According to the organisers, unlike its previous editions, the festival this year will be an extended affair over the next few months, where separate sessions will be organized at India Habitat Centre and elsewhere here, before culminating into the main event scheduled to be held from November 5 - 7 this year.
Delhi being the host city, it was only fair that the first of the sessions in the 'No Tongues Barred Conversations' series, was dedicated to the languages of Delhi as a panel of true "Dilliwallahs" traced the evolution and then collapse of the erstwhile Hindustani into the present day Hindi and Urdu.
A revisit at Delhi's history will reveal how at different points of time, varied communities speaking different tongues coexisted within the walled city, giving rise to a language that became common to all.
Picking up from where several sceptics have previously dismissed the very existence of Hindustani in the first place, former professor of English literature at the University of Delhi, Alok Rai said that in fact the "grammar books are not the right place to look at if you are looking for Hindustani."

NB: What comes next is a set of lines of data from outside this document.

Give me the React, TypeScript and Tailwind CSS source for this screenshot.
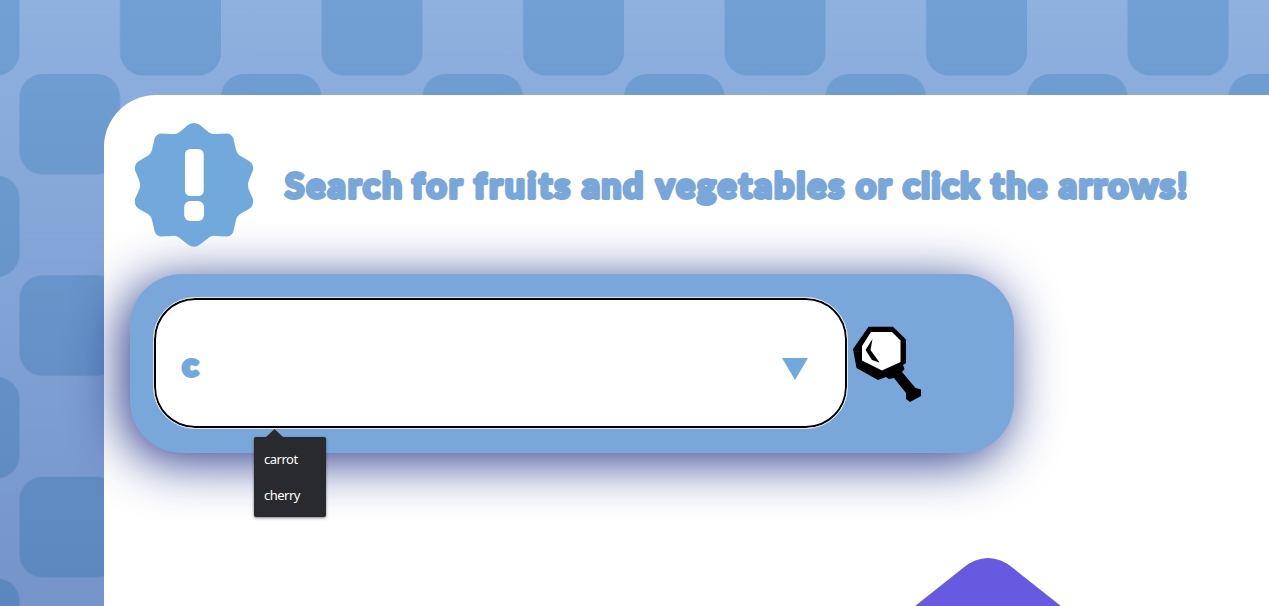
const headingWords = [
  { word: "Search", x: 3, width: 117 },
  { word: "for", x: 130, width: 50 },
  { word: "fruits", x: 192, width: 96 },
  { word: "and", x: 300, width: 61 },
  { word: "vegetables", x: 374, width: 188 },
  { word: "or", x: 574, width: 35 },
  { word: "click", x: 621, width: 76 },
  { word: "the", x: 709, width: 56 },
  { word: "arrows!", x: 777, width: 128 },
];

function Backdrop() {
  return (
    <svg className="absolute inset-0 h-full w-full" aria-hidden="true">
      <defs>
        <linearGradient id="sky" x1="0" y1="0" x2="0" y2="1">
          <stop offset="0" stopColor="#8eb1e0" />
          <stop offset="1" stopColor="#7494ca" />
        </linearGradient>
        <linearGradient id="tileShade" gradientUnits="userSpaceOnUse" x1="0" y1="0" x2="0" y2="606">
          <stop offset="0" stopColor="#72a0d4" />
          <stop offset="1" stopColor="#5b86be" />
        </linearGradient>
        <pattern id="tiles" width="201.5" height="201.4" x="19.5" y="74" patternUnits="userSpaceOnUse">
          <rect x="0" y="0" width="100.5" height="100.5" rx="23" fill="#fff" />
          <rect x="100.5" y="101.5" width="101" height="101.5" rx="23" fill="#fff" />
          <rect x="100.5" y="-99.9" width="101" height="101.5" rx="23" fill="#fff" />
        </pattern>
        <mask id="tileMask">
          <rect width="1269" height="606" fill="url(#tiles)" />
        </mask>
      </defs>
      <rect width="100%" height="100%" fill="url(#sky)" />
      <rect width="1269" height="606" fill="url(#tileShade)" mask="url(#tileMask)" />
    </svg>
  );
}

function Badge() {
  return (
    <svg className="h-[124px] w-[120px] shrink-0" viewBox="134 123 120 124" aria-hidden="true">
      <path
        fill="#72a9dd"
        d="M188 125 Q194 121 200 125 L209 132.500 Q212 134.500 216 134 L227 133.500 Q232 134 233.500 139 L236 150 Q237 153 239 155 L249 161 Q254 164 253 170 L249 180 Q247 185 249 190 L253 199 Q254 206 249 209 L240 214 Q237 216 236 220 L233.500 231 Q232 236 227 236.500 L216 236 Q212 235 209 237.500 L200 244.500 Q194 249 188 244.500 L179 237.500 Q176 235 172 236 L161 236.500 Q156 236 154.500 231 L152 220 Q151 216 148 214 L139 209 Q134 206 135 199 L139 190 Q141 185 139 180 L135 170 Q134 164 139 161 L149 155 Q151 153 152 150 L154.500 139 Q156 134 161 133.500 L172 134 Q176 134.500 179 132.500 Z"
      />
      <rect x="185" y="149" width="18.700" height="47" rx="5.500" fill="#fff" />
      <rect x="184.200" y="201" width="19.800" height="20" rx="6" fill="#fff" />
    </svg>
  );
}

function Magnifier() {
  return (
    <svg className="h-[95px] w-[95px] shrink-0" viewBox="0 0 95 95" aria-hidden="true">
      <path d="M28.500 11.700H53L66 24.500V48L63 50L64.500 54L62 57L75.500 73L81 74.500V81L70 87L66 84V78L54 63L49 64L46 62L38 65L16.500 53L13 34Z" />
      <path fill="#fff" d="M31 17H52L60.500 25.500V47L42 55.500L22 45.500V31Z" />
      <path d="M32.500 24L25.500 35L32 45L39.500 47.500L30.500 35Z" />
    </svg>
  );
}

function Suggestions() {
  return (
    <div className="absolute top-[139px] left-[100px] h-20 w-[72px] rounded-[2px] bg-[#292a2d] font-['Noto_Sans',sans-serif] text-[13px] leading-[36px] tracking-[-0.5px] text-white shadow-[0_1px_3px_rgba(0,0,0,0.5)]">
      <svg className="absolute -top-2 left-3 h-2 w-[17px]" viewBox="0 0 17 8" aria-hidden="true">
        <path d="M0 8L8.500 0L17 8Z" fill="#292a2d" />
      </svg>
      <ul className="px-2.5 pt-1">
        <li>carrot</li>
        <li>cherry</li>
      </ul>
    </div>
  );
}

export default function App() {
  return (
    <div className="relative h-[606px] w-[1269px] overflow-hidden bg-[#82a4d6] pt-[95px] pl-[104px]">
      <Backdrop />
      <main className="relative h-[700px] rounded-tl-[52px] bg-white pt-7 pl-[26px]">
        <header className="flex h-[124px] items-center gap-[29px] pl-1">
          <Badge />
          <svg
            className="-ml-px h-[60px] w-[920px]"
            viewBox="0 0 920 60"
            role="heading"
            aria-level={1}
            aria-label="Search for fruits and vegetables or click the arrows!"
          >
            <g
              className="fill-[#7aa7da] stroke-[#7aa7da] font-['Lato','Liberation_Sans',sans-serif] text-[35px] font-bold"
              strokeWidth="4"
              strokeLinejoin="round"
            >
              {headingWords.map(({ word, x, width }) => (
                <text key={word} x={x} y="43" textLength={width} lengthAdjust="spacing">
                  {word}
                </text>
              ))}
            </g>
          </svg>
        </header>
        <section className="mt-[27px] flex h-[179px] w-[884px] rounded-[52px] bg-[#7aa7da] pt-[23px] pl-[23px] shadow-[-7px_8px_52px_rgba(26,42,128,0.93)]">
          <div className="relative flex h-[132px] w-[695px] shrink-0 items-center justify-between rounded-[42px] border border-[#dde7f0] bg-white pr-[39px] pl-[22px] ring-2 ring-black ring-inset">
            <svg className="mt-2.5 h-14 w-10 overflow-visible" viewBox="0 0 40 56" aria-hidden="true">
              <text
                x="6.5"
                y="36"
                textLength="15.5"
                lengthAdjust="spacingAndGlyphs"
                className="fill-[#72a9dd] stroke-[#72a9dd] font-['Lato','Liberation_Sans',sans-serif] text-[31px] font-black"
                strokeWidth="4"
                strokeLinejoin="round"
              >
                c
              </text>
            </svg>
            <svg className="mt-3 h-[22px] w-[26px]" viewBox="0 0 26 22" aria-hidden="true">
              <path d="M0 0H26L13 22Z" fill="#72a9dd" />
            </svg>
            <Suggestions />
          </div>
          <div className="-ml-2 pt-[18px]">
            <Magnifier />
          </div>
        </section>
        <svg className="mt-[105px] ml-[780px] h-[70px] w-[160px] overflow-visible" viewBox="0 0 160 70" aria-hidden="true">
          <path d="M-10 60L53 10Q65 0 78 0Q91 0 103 10L166 60V70H-10Z" fill="#6759e0" />
        </svg>
      </main>
    </div>
  );
}
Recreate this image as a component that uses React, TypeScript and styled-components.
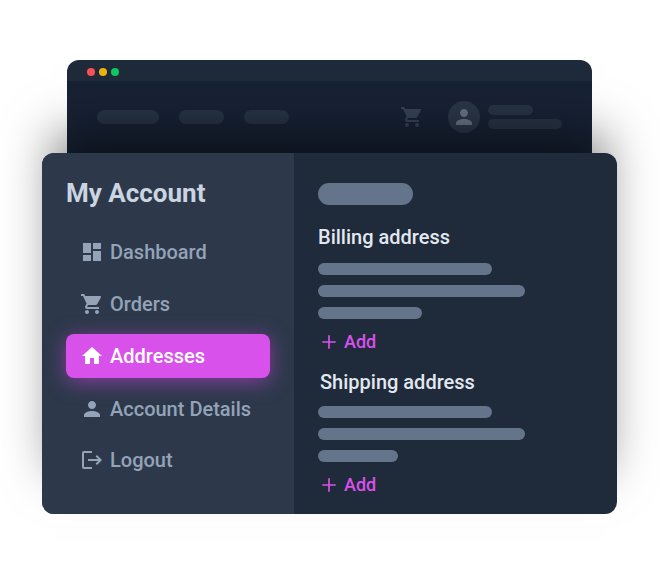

"What Hindustani is to my mind is a communicative intention. It is a language that is born when one reaches out to someone who is different," he said pointing out that only a city can serve as such a space where people would migrate to for better opportunities. Delhi, in this regard has perennially been the centre of action - sometimes for trade and at other times for politics.
writer Syeda Hameed offered a glimpse of the various tongues in which the city conversed as its rulers changed from the Mughals to the British etc. Through the poetries that were penned at the time.
Hameed talked about how several male poets during the reign of Bahadur Shah Zafar wrote using a pseudonym of a woman. She recited a couplet by Mirza Ali Baig who wrote under the name of Nazneen. Baig is said to have performed the verse at a mushaira at Emperor Zafar's court posing as a woman with a dupatta over her head.
She read out interactions between individuals of different communities like kebab sellers, small businessmen, and washerwomen etc. - in their respective quintessesntial tongues, which were not only entertaining but also indicative of the process of evolution the language must have undergone to become the speech that we speak today.
Rizio also announced the first ILF Samanvay Project, "Langscaping Delhi: Mapping a city's linguistic routes" through which the team seeks to look at look at Delhi's space and its languages and study their dynamics.
"By a kind of survey we will map the linguistic space of Delhi. This is also our response to the growing intolerance in the city to show that the city is a multilingual space and that it is the ethos of this space.
We are hoping that we will do an audio-visual documentation of the languages of Delhi, involving students who will internalise and transform this into a people's movement," she said.